Who likes having tons of money taken out of their paychecks each month so that some insurance executives can buy a 60-foot yacht for each coastal state? Sometimes it feels like we ought to just line up on payday to give a quarter of our paycheck to some bloated greasy executive in a $2000 suit, who can then quickly dispatch us with a swift kick to our collective hind-sides. Now that's medical care, right?
Please don't misunderstand me. By no means am I positing that social medicine is the way to go. I lived in Germany for two years and I saw what happens under social medicine. No where else have I ever seen as many people with preventable developmental limb defects, chronic diseases that could have been treatable had they been caught early enough, and general bad attitudes (okay, this isn't a medical condition and is probably a product of the fact that I was there as a missionary, preaching religion and faith to the heathen). Mind you all these problems were in Germany, which, as far as quality of care in social medicine goes, is probably near the top of the list.
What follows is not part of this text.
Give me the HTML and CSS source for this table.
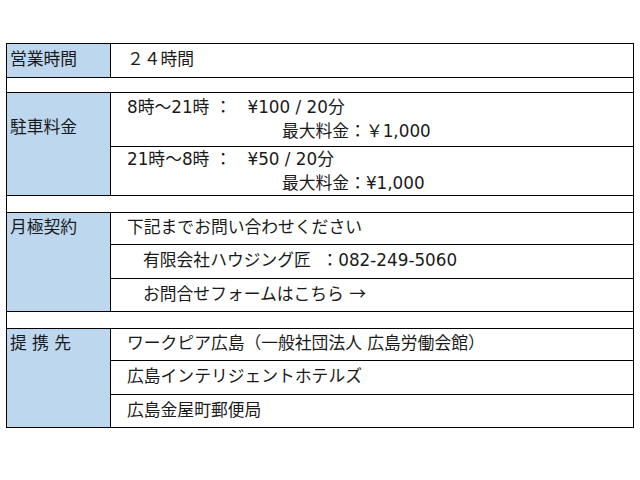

So what can we do with the throbbing pus-ball that is American health care without resorting to an even worse system? Do we have to sacrifice quality of care for the sake of cost?
Here's an idea: change health care (insurance) from a business to a service - like it should be. Capitalism is great, but it has figured out a lot of ways of screwing the American populace; health care is a prime example of this. Taking the business out of health care would mean our health care executives would have to find some other way to swindle the American public- is the oil industry hiring?
So here's how we can do it. As it is right now, we pay tens of thousands of dollars so that we're "covered" in case of an accident. When that accident happens (or disease, or child-birth, or whatever the medical necessity happens to be), how hard do we have to fight to get just a little bit of that money back? Why not set up personal savings-type accounts that we pay into each month, and when we need that money...VOILA! You've got it saved away. Think about it, if you saved $200 a month (pretty cheap compared to modern health insurance), you could save $24000 in ten years to be put toward medical expenses, and that's without the interest you would accrue in the meantime. With all that money going into the economy instead of the insurance executives' pockets, this kind of plan might actually help the economy, instead of putting a drain on it.
I should make the disclaimer that this is not an original idea on my part; I've heard similar ideas many times, most recently from my friend Marissa. However, I think this would be a great way to "fix" health care. Now obviously it wouldn't solve all of our problems- nothing will. However, by taking the greedy corporations out of the picture, we can cut out a lot of the fat and end up with a trim, healthy way of providing good quality health care to a greater number of people at a lower cost. That's me just saving the future of America one problem at a time.